Ashrafuddin Khan, who represents 13 of the accused in different courts, also said that the defence lawyers could not advise their clients properly as members of the intelligence agencies always remained standing beside them during the talks.
The BDR authorities had earlier allowed the lawyers to advise their clients half an hour before and after the court’s proceedings, said a counsel of the accused.
As the lawyers advise their clients in the intervals of the proceedings, the Special Court-7’s president and the BDR’s director-general, Major General Rafiqul Islam, on November 28 asked lawyers not to talk to the accused during, but before and after, the proceedings.
Ashrafuddin on the day complained to the court that the defence counsels were not provided with enough time to advise their clients.

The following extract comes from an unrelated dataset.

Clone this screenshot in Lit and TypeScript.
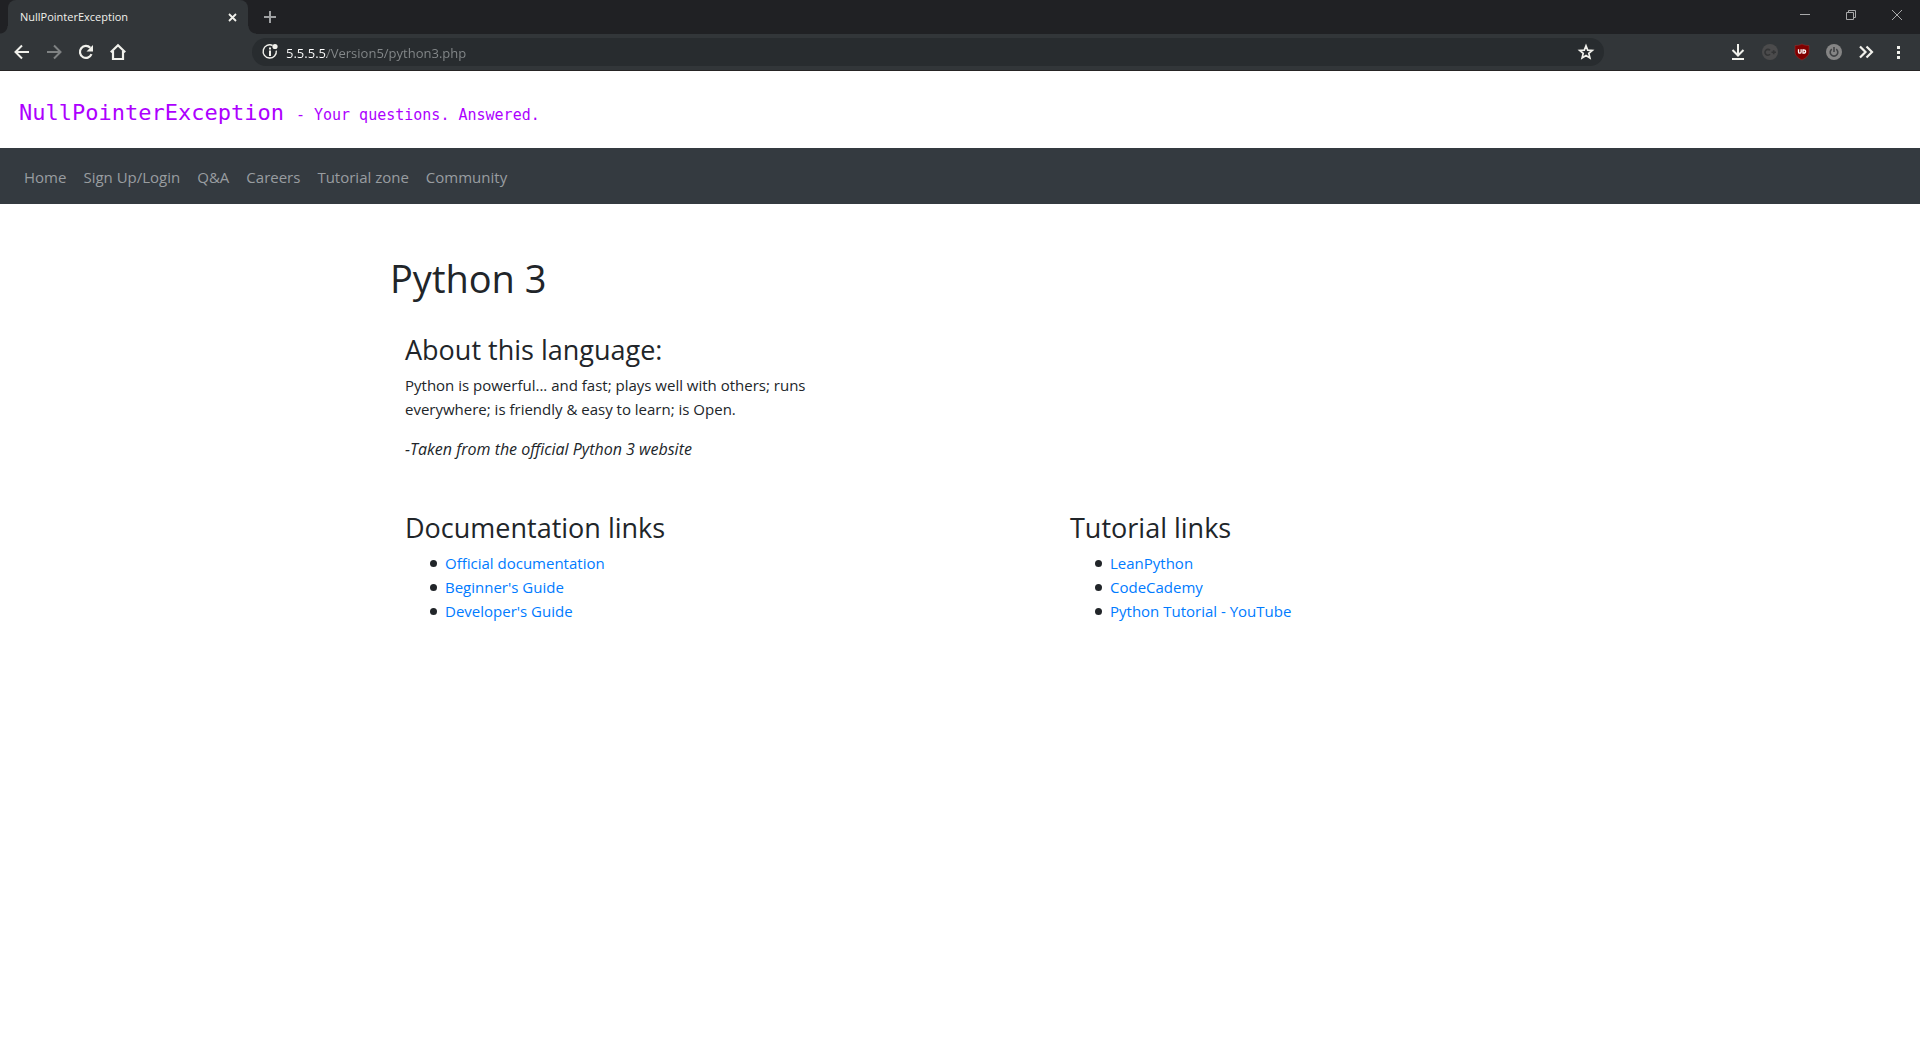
import { LitElement, html, css, svg } from "lit";
import { customElement } from "lit/decorators.js";

const icons = {
  close: svg`<path d="M4 4l7 7M11 4l-7 7" stroke-width="1.800"/>`,
  plus: svg`<path d="M8 2v12M2 8h12" stroke-width="2"/>`,
  back: svg`<path d="M17 10H4M10 3.500L3.500 10l6.500 6.500" stroke-width="2"/>`,
  forward: svg`<path d="M3 10h13M10 3.500l6.500 6.500L10 16.500" stroke-width="2"/>`,
  reload: svg`<path d="M15.500 12.200A6 6 0 1 1 14.300 5.800" stroke-width="2.200"/><path d="M17 3v6.500h-6.500z" fill="currentColor" stroke="none"/>`,
  home: svg`<path d="M2.800 10.300L10 3.200l7.200 7.100M5 9v8h10V9" stroke-width="2.200"/>`,
  info: svg`<path d="M12.600 3.500A6.600 6.600 0 1 0 16.300 8.600" stroke-width="1.400"/><path d="M10 8.500V14M10 5.500v2" stroke-width="2"/><circle cx="15" cy="4.500" r="2.600" fill="currentColor" stroke="none"/>`,
  star: svg`<path d="M10 3.800l1.700 4.300 4.600.3-3.500 3 1.100 4.500L10 13.500l-3.900 2.400 1.100-4.500-3.500-3 4.600-.3z" stroke-width="1.700"/>`,
  download: svg`<path d="M10 2v11M4.500 8l5.500 5.500L15.500 8M4 17h12" stroke-width="2"/>`,
  minimize: svg`<path d="M5 9.500h10"/>`,
  restore: svg`<path d="M5.500 7.500h7v7h-7zM7.500 7.500v-2h7v7h-2"/>`,
  windowClose: svg`<path d="M5 5l10 10M15 5L5 15"/>`,
  cplus: svg`<circle cx="10" cy="10" r="8" fill="#4b4b4c" stroke="none"/><path d="M10 8.300A2.900 2.900 0 1 0 10 12.300M11.500 10.300h4.500M13.700 8.300v4" stroke="#333435" stroke-width="1.600"/>`,
  shield: svg`<path d="M10 2c2 1.200 4.500 1.500 7 1.500V10c0 3.500-3 6-7 8-4-2-7-4.500-7-8V3.500C5.500 3.500 8 3.200 10 2z" fill="#800000" stroke="#933" stroke-width=".5"/><path d="M6.500 7.200v2.800q0 1.200 1.300 1.200t1.300-1.200V7.200M11 7.800v3.400h.6q2 0 2-1.700t-2-1.700z" stroke="#fff" stroke-width="1.300"/>`,
  power: svg`<circle cx="10" cy="10" r="8" fill="#858585" stroke="none"/><path d="M7.800 7.200a3.800 3.800 0 1 0 4.400 0M10 5v5" stroke="#404244" stroke-width="1.600"/>`,
  more: svg`<path d="M4 4.500L9.500 10 4 15.500M10.500 4.500L16 10l-5.500 5.500" stroke-width="2.200"/>`,
  menu: svg`<path d="M9 4h3v3H9zM9 9h3v3H9zM9 14h3v3H9z" fill="currentColor" stroke="none"/>`,
};

const icon = (name: keyof typeof icons, box = 20) =>
  html`<svg width=${box} height=${box} viewBox="0 0 ${box} ${box}" fill="none" stroke="currentColor" aria-hidden="true">${icons[name]}</svg>`;

@customElement("browser-chrome")
class BrowserChrome extends LitElement {
  static styles = css`
    :host {
      display: block;
      color: #f1f1ec;
      font-family: "Open Sans", "Noto Sans", sans-serif;
      background: #323639;
      border-bottom: 1px solid #262424;
    }
    button {
      display: flex;
      align-items: center;
      justify-content: center;
      padding: 0;
      border: 0;
      color: inherit;
      background: none;
    }
    svg { display: block; flex: none; }
    .strip {
      display: flex;
      height: 34px;
      padding-left: 8px;
      background: #202124;
    }
    .tab {
      display: flex;
      align-items: center;
      justify-content: space-between;
      width: 240px;
      padding: 0 8px 0 12px;
      box-sizing: border-box;
      border-radius: 8px 8px 0 0;
      background: #323639;
      font-size: 11px;
      position: relative;
    }
    .tab::before,
    .tab::after {
      content: "";
      position: absolute;
      bottom: 0;
      width: 8px;
      height: 8px;
    }
    .tab::before {
      left: -8px;
      background: radial-gradient(circle at 0 0, #202124 7px, #323639 8px);
    }
    .tab::after {
      right: -8px;
      background: radial-gradient(circle at 100% 0, #202124 7px, #323639 8px);
    }
    .close { width: 16px; height: 16px; }
    .new { width: 44px; color: #9fa1a3; }
    .window { display: flex; margin-left: auto; color: #a8a9aa; }
    .window button { width: 46px; height: 30px; }
    .bar { display: flex; align-items: center; height: 36px; padding: 0 6px; }
    .tool { width: 32px; height: 32px; }
    .tool:disabled { color: #7f8283; }
    .omnibox {
      display: flex;
      flex: 1;
      align-items: center;
      height: 28px;
      margin: 0 118px;
      padding: 0 8px;
      box-sizing: border-box;
      border-radius: 14px;
      background: #282c2f;
    }
    .address {
      flex: 1;
      min-width: 0;
      height: 24px;
      margin-left: 6px;
      padding: 2px 0 0;
      box-sizing: border-box;
      border: 0;
      font: 13px "Open Sans", "Noto Sans", sans-serif;
      color: transparent;
      background: linear-gradient(90deg, #fff 41px, #85898b 41px);
      -webkit-background-clip: text;
      background-clip: text;
    }
  `;

  render() {
    return html`
      <div class="strip">
        <div class="tab">
          <span>NullPointerException</span>
          <button class="close" aria-label="Close tab">${icon("close", 15)}</button>
        </div>
        <button class="new" aria-label="New tab">${icon("plus", 16)}</button>
        <div class="window">
          <button aria-label="Minimize">${icon("minimize")}</button>
          <button aria-label="Restore">${icon("restore")}</button>
          <button aria-label="Close">${icon("windowClose")}</button>
        </div>
      </div>
      <div class="bar">
        <button class="tool" aria-label="Back">${icon("back")}</button>
        <button class="tool" aria-label="Forward" disabled>${icon("forward")}</button>
        <button class="tool" aria-label="Reload">${icon("reload")}</button>
        <button class="tool" aria-label="Home">${icon("home")}</button>
        <div class="omnibox">
          <button aria-label="Site information">${icon("info")}</button>
          <input class="address" type="text" aria-label="Address" value="5.5.5.5/Version5/python3.php" />
          <button aria-label="Bookmark">${icon("star")}</button>
        </div>
        <button class="tool" aria-label="Downloads">${icon("download")}</button>
        <button class="tool" aria-label="C+ extension">${icon("cplus")}</button>
        <button class="tool" aria-label="Shield extension">${icon("shield")}</button>
        <button class="tool" aria-label="Power extension">${icon("power")}</button>
        <button class="tool" aria-label="More extensions">${icon("more")}</button>
        <button class="tool" aria-label="Menu">${icon("menu")}</button>
      </div>
    `;
  }
}

const navLinks = ["Home", "Sign Up/Login", "Q&A", "Careers", "Tutorial zone", "Community"];

const linkGroups = [
  { title: "Documentation links", links: ["Official documentation", "Beginner's Guide", "Developer's Guide"] },
  { title: "Tutorial links", links: ["LeanPython", "CodeCademy", "Python Tutorial - YouTube"] },
];

@customElement("app-root")
class AppRoot extends LitElement {
  static styles = css`
    :host {
      display: block;
      min-height: 100vh;
      background: #fff;
      color: #212529;
      font: 15px/24px "Open Sans", "Noto Sans", sans-serif;
    }
    a { text-decoration: none; }
    .banner {
      display: flex;
      align-items: baseline;
      gap: 12px;
      padding: 26px 19px 19px;
      color: #ad00ff;
      font-family: "DejaVu Sans Mono", monospace;
    }
    .brand { font-size: 22px; line-height: 32px; }
    .tagline { font-size: 15px; }
    .nav {
      display: flex;
      gap: 17px;
      padding: 17px 24px 15px;
      background: #343a40;
    }
    .nav a { color: #999da0; }
    .main { padding: 50px 200px 48px 390px; }
    h1, h2, p, ul { margin: 0; font-weight: 400; }
    h1 { font-size: 38px; line-height: 48px; }
    h2 { margin-bottom: 7px; font-size: 27px; line-height: 32px; }
    .about {
      width: 33.33%;
      margin-top: 32px;
      padding: 0 15px;
      box-sizing: border-box;
    }
    .about p { margin-bottom: 16px; }
    .about em { font-size: 16px; }
    .groups {
      display: grid;
      grid-template-columns: 1fr 1fr;
      margin-top: 51px;
    }
    .group { padding: 0 15px; }
    .group ul { padding-left: 25px; list-style: none; }
    .group li { display: flex; align-items: center; gap: 8px; }
    .group li::before {
      content: "";
      width: 7px;
      height: 7px;
      border-radius: 50%;
      background: #212529;
    }
    .group a { color: #007bff; }
  `;

  render() {
    return html`
      <browser-chrome></browser-chrome>
      <header class="banner">
        <span class="brand">NullPointerException</span>
        <span class="tagline">- Your questions. Answered.</span>
      </header>
      <nav class="nav">${navLinks.map((label) => html`<a href="#">${label}</a>`)}</nav>
      <main class="main">
        <h1>Python 3</h1>
        <section class="about">
          <h2>About this language:</h2>
          <p>Python is powerful... and fast; plays well with others; runs everywhere; is friendly &amp; easy to learn; is Open.</p>
          <p><em>-Taken from the official Python 3 website</em></p>
        </section>
        <div class="groups">
          ${linkGroups.map(
            (group) => html`
              <section class="group">
                <h2>${group.title}</h2>
                <ul>
                  ${group.links.map((label) => html`<li><a href="#">${label}</a></li>`)}
                </ul>
              </section>
            `
          )}
        </div>
      </main>
    `;
  }
}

Ashrafuddin said that he reached the BDR gate at about 8:30am on November 29 but did not found transport in time, which delayed his arrival in the Durbar Hall where the trial is taking place.
The BDR’s director-general ahs asked the prosecutor, Shamsur Rahman, to arrange for special transport for the lawyers within the BDR headquarters so that they can get enough time to advise their clients.
The BDR’s deputy director-general, Obaydul Haque, told New Age that sometimes the intelligence men found that the lawyers give the accused certain things which are prohibited.
‘We just monitor them so that they cannot do anything offensive in the eye of law,’ he claimed.